In terms of deciding what’s best for your kids, the court will utilize a statutory framework of various factors that address the best interest of your children. Some or all of those factors will come to the forefront. These factors include things like the wishes of the parents, the wishes of the children if they’re of suitable age and maturity.

One question that comes up a lot is whether a child needs to be a particular age or if there is a mandatory age where kids can decide, and the answer is no. The statutes in Minnesota address the age and maturity of a child as something to be considered by the court, but not something that is a mandate on a judge to do something or to give a child all power, I guess, in that situation.
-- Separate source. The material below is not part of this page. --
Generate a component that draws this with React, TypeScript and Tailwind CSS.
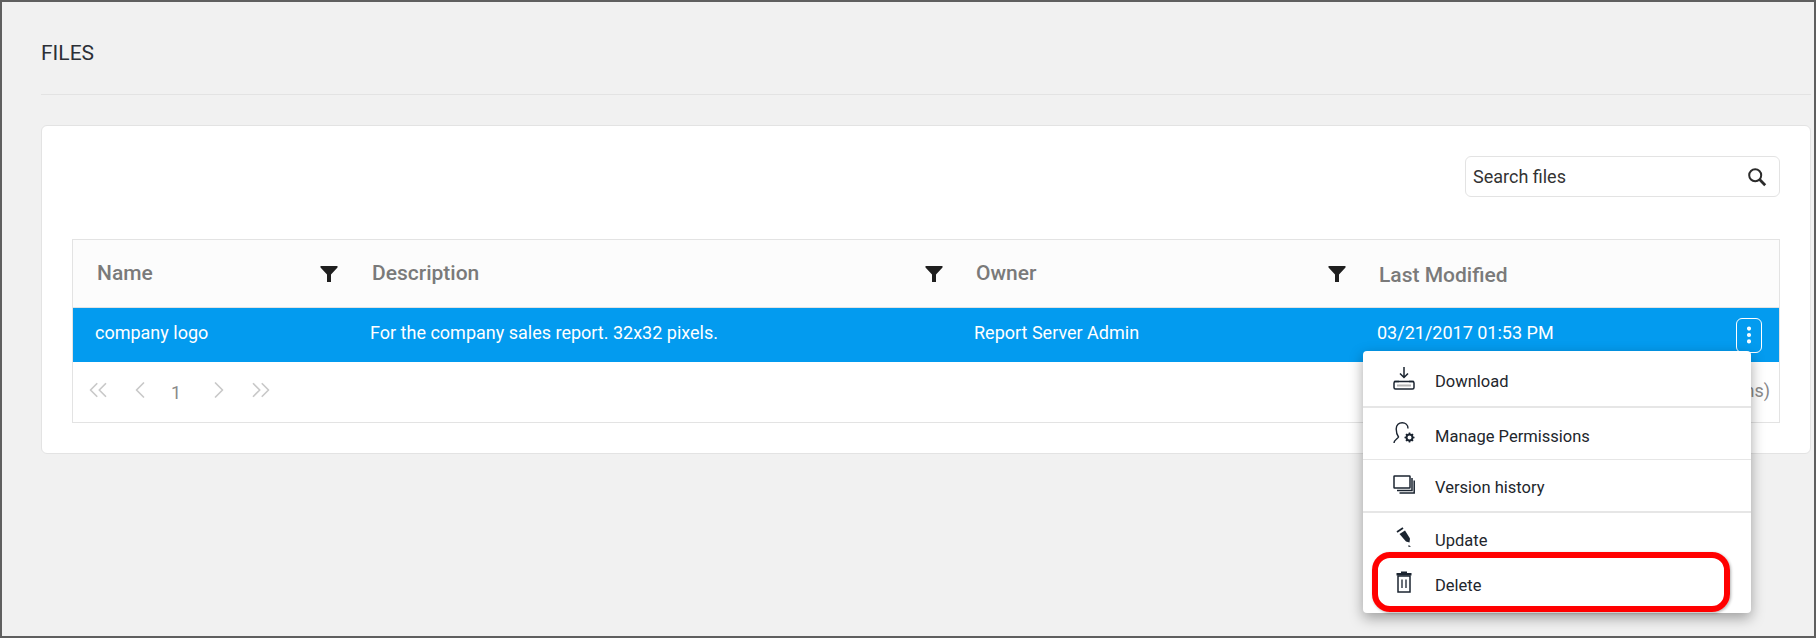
import { ChevronLeft, ChevronRight, ChevronsLeft, ChevronsRight, EllipsisVertical } from "lucide-react";

function FilterIcon() {
  return (
    <svg width="18" height="18" viewBox="0 0 18 18" className="shrink-0">
      <path d="M0.5 1h17v1.5L11 9.5V17H7V9.5L0.5 2.5z" fill="#1f1f1f" />
    </svg>
  );
}

function SearchIcon() {
  return (
    <svg width="20" height="20" viewBox="0 0 20 20" fill="none" stroke="#2b2b2b">
      <circle cx="8.2" cy="8.2" r="6" strokeWidth="2" />
      <path d="M12.6 12.6L18.2 18.2" strokeWidth="2.8" />
    </svg>
  );
}

function HeaderCell({ title, filter = true, className = "pr-[9px]" }: { title: string; filter?: boolean; className?: string }) {
  return (
    <div className={`flex items-center justify-between pl-6 ${className}`}>
      <span className={filter ? "text-[21px] font-medium text-[#7a7a7a]" : "pt-[5px] text-[21px] font-medium text-[#7a7a7a]"}>{title}</span>
      {filter && <FilterIcon />}
    </div>
  );
}

function DownloadIcon() {
  return (
    <svg width="22" height="23" viewBox="0 0 22 23" fill="none" stroke="#1b2430" strokeWidth="1.5">
      <path d="M11 0v10M7 6.5l4 4 4-4" />
      <path d="M1 14.5h5M16 14.5h5" />
      <rect x="1" y="14.5" width="20" height="7.5" rx="1.5" />
      <path d="M4 18.5h14" stroke="#b5b5b5" strokeWidth="2" />
    </svg>
  );
}

function PermissionsIcon() {
  return (
    <svg width="22" height="22" viewBox="0 0 22 22" fill="none" stroke="#1b2430" strokeWidth="1.4">
      <path d="M1 21c0-3 3.5-4 4.5-6C3.800 12.500 3.200 9.500 3.200 7c0-4 2.800-6.300 6-6.300 3.200 0 5.800 2.300 5.800 5.800" />
      <circle cx="16.500" cy="15.500" r="3" strokeWidth="2" />
      <path d="M16.500 10.500v2M16.500 18.500v2M11.500 15.500h2M19.500 15.500h2M13 12l1.500 1.500M18.500 17.500l1.500 1.500M13 19l1.500-1.500M18.500 13.500l1.500-1.500" strokeWidth="1.6" />
    </svg>
  );
}

function VersionIcon() {
  return (
    <svg width="22" height="19" viewBox="0 0 22 19" fill="none" stroke="#1b2430" strokeWidth="1.5">
      <rect x="1" y="1" width="16" height="12" rx="0.5" />
      <path d="M19 3v12.500H4" />
      <path d="M21.200 5.500v12.500H6.500" />
    </svg>
  );
}

function UpdateIcon() {
  return (
    <svg width="16" height="21" viewBox="0 0 16 21" fill="none">
      <path d="M1 5L7 1" stroke="#1b2430" strokeWidth="1.800" />
      <path d="M3.500 7L9 3.500 14 11.500 13.500 15.500 10 14.500z" fill="#1b2430" />
      <path d="M12.500 18l2.500 1.500-2.500 0.500z" fill="#1b2430" />
    </svg>
  );
}

function TrashIcon() {
  return (
    <svg width="16" height="22" viewBox="0 0 16 22" fill="none">
      <path d="M5 0.500h6V2h4.500v2.500H0.500V2H5z" fill="#1b2430" />
      <rect x="2" y="5" width="12" height="16" stroke="#1b2430" strokeWidth="1.500" />
      <path d="M6 8.500v8.500M10 8.500v8.500" stroke="#1b2430" strokeWidth="1.300" />
    </svg>
  );
}

const menuItems = [
  { label: "Download", icon: <DownloadIcon />, cls: "h-[57px] border-b-2", iconCls: "pl-[30px]", textCls: "pt-[8px]" },
  { label: "Manage Permissions", icon: <PermissionsIcon />, cls: "h-[52px] border-b", iconCls: "pb-[2px] pl-[30px]", textCls: "pt-[7px]" },
  { label: "Version history", icon: <VersionIcon />, cls: "h-[53px] border-b-2", iconCls: "pb-[3px] pl-[30px]", textCls: "pt-[6px]" },
  { label: "Update", icon: <UpdateIcon />, cls: "h-[48px]", iconCls: "pl-[33px]", textCls: "pt-[8px]" },
  { label: "Delete", icon: <TrashIcon />, cls: "h-[52px]", iconCls: "pb-[11px] pl-[33px]", textCls: "pb-[2px]" },
];

export default function App() {
  return (
    <div
      className="relative h-[638px] w-[1816px] overflow-hidden border-2 border-[#5f5f5f] bg-[#f1f1f1] pl-[39px] pr-[3px] text-[#2b2b2b]"
      style={{ fontFamily: "Roboto, sans-serif" }}
    >
      <div className="flex h-[93px] items-center border-b border-[#e3e3e3] pt-[12px] text-[21px] text-[#2b2f36]">FILES</div>

      <div className="mt-[30px] rounded-md border border-[#e3e3e3] bg-white p-[30px]">
        <div className="flex justify-end">
          <div className="flex h-[41px] w-[315px] items-center justify-between rounded-md border border-[#e3e3e3] pl-[7px] pr-[12px]">
            <span className="text-[18px] text-[#333]">Search files</span>
            <SearchIcon />
          </div>
        </div>

        <div className="mt-[42px] border border-[#e3e3e3]">
          <div className="grid h-[68px] grid-cols-[275px_604px_403px_1fr] border-b border-[#e3e3e3] bg-[#fcfcfc]">
            <HeaderCell title="Name" className="pr-[10px]" />
            <HeaderCell title="Description" />
            <HeaderCell title="Owner" />
            <HeaderCell title="Last Modified" filter={false} />
          </div>

          <div className="grid h-[54px] grid-cols-[275px_604px_403px_1fr] items-center bg-[#039bef] text-[18px] text-white">
            <div className="pb-[5px] pl-[22px]">company logo</div>
            <div className="pb-[5px] pl-[22px]">For the company sales report. 32x32 pixels.</div>
            <div className="pb-[5px] pl-[22px]">Report Server Admin</div>
            <div className="flex items-center justify-between pl-[22px] pr-[17px]">
              <span className="pb-[5px]">03/21/2017 01:53 PM</span>
              <div className="flex h-[35px] w-[26px] items-center justify-center rounded-md border border-white">
                <EllipsisVertical size={22} strokeWidth={2.5} />
              </div>
            </div>
          </div>

          <div className="flex h-[60px] items-center justify-between pb-[4px] pl-[10px] pr-[9px] text-[#c9c9c9]">
            <div className="flex items-center">
              <ChevronsLeft size={30} strokeWidth={1.4} />
              <ChevronLeft size={28} strokeWidth={1.5} className="ml-[13px]" />
              <span className="ml-[15px] mt-[4px] w-[14px] text-center text-[18px] text-[#8a8a8a]">1</span>
              <ChevronRight size={28} strokeWidth={1.5} className="ml-[22px]" />
              <ChevronsRight size={30} strokeWidth={1.4} className="ml-[13px]" />
            </div>
            <span className="text-[18px] text-[#8a8a8a]">1 - 1 of 1 (1 versions)</span>
          </div>
        </div>
      </div>

      <div className="absolute left-[1361px] top-[349px] w-[388px] rounded-sm bg-white shadow-[0_5px_14px_rgba(0,0,0,0.35)]">
        {menuItems.map((item) => (
          <div key={item.label} className={`flex items-center border-[#e6e6e6] text-[16.5px] text-[#22262c] ${item.cls}`}>
            <div className={`flex w-[72px] shrink-0 ${item.iconCls}`}>{item.icon}</div>
            <span className={item.textCls}>{item.label}</span>
          </div>
        ))}
        <div className="absolute left-[9px] top-[201px] h-[60px] w-[358px] rounded-[18px] border-[6px] border-[#ff0000] shadow-[1px_1px_3px_rgba(0,0,0,0.3)]" />
      </div>
    </div>
  );
}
So in addition to the wishes of the child or children, if they’re of suitable age and maturity, the court will look at who has served as the primary caretaker for the children. The court will look at the type of relationship each parent has with the children, the types of interaction that they’ve had, as well as the intimacy of the relationship between a parent and child, how close they are. Does a child confide in one parent versus another?

The court will look at the stability of one’s home environment. There’s a strong desire to maintain continuity for the sake of children following a divorce. They’ll look at the mental and physical health of each parent, as well as the children. They’ll look at whether there’s a history of domestic abuse in the house and they’ll look at the general disposition of each parent to encourage an ongoing relationship with the other parent.

One thing that courts have made abundantly clear is that despite the differences between parents, both are parents to that child and the child generally has the right to have a strong loving relationship with each parent.

In considering those factors, it’s a balance. No one factor is to dominate another. What we do find, however, is that generally the caretaker element tends to sort of dovetail into the intimacy of a relationship with a child and how close they are to that parent. The more time a parent spends with the child, naturally, the more caregiving they do and the stronger the relationship that they have.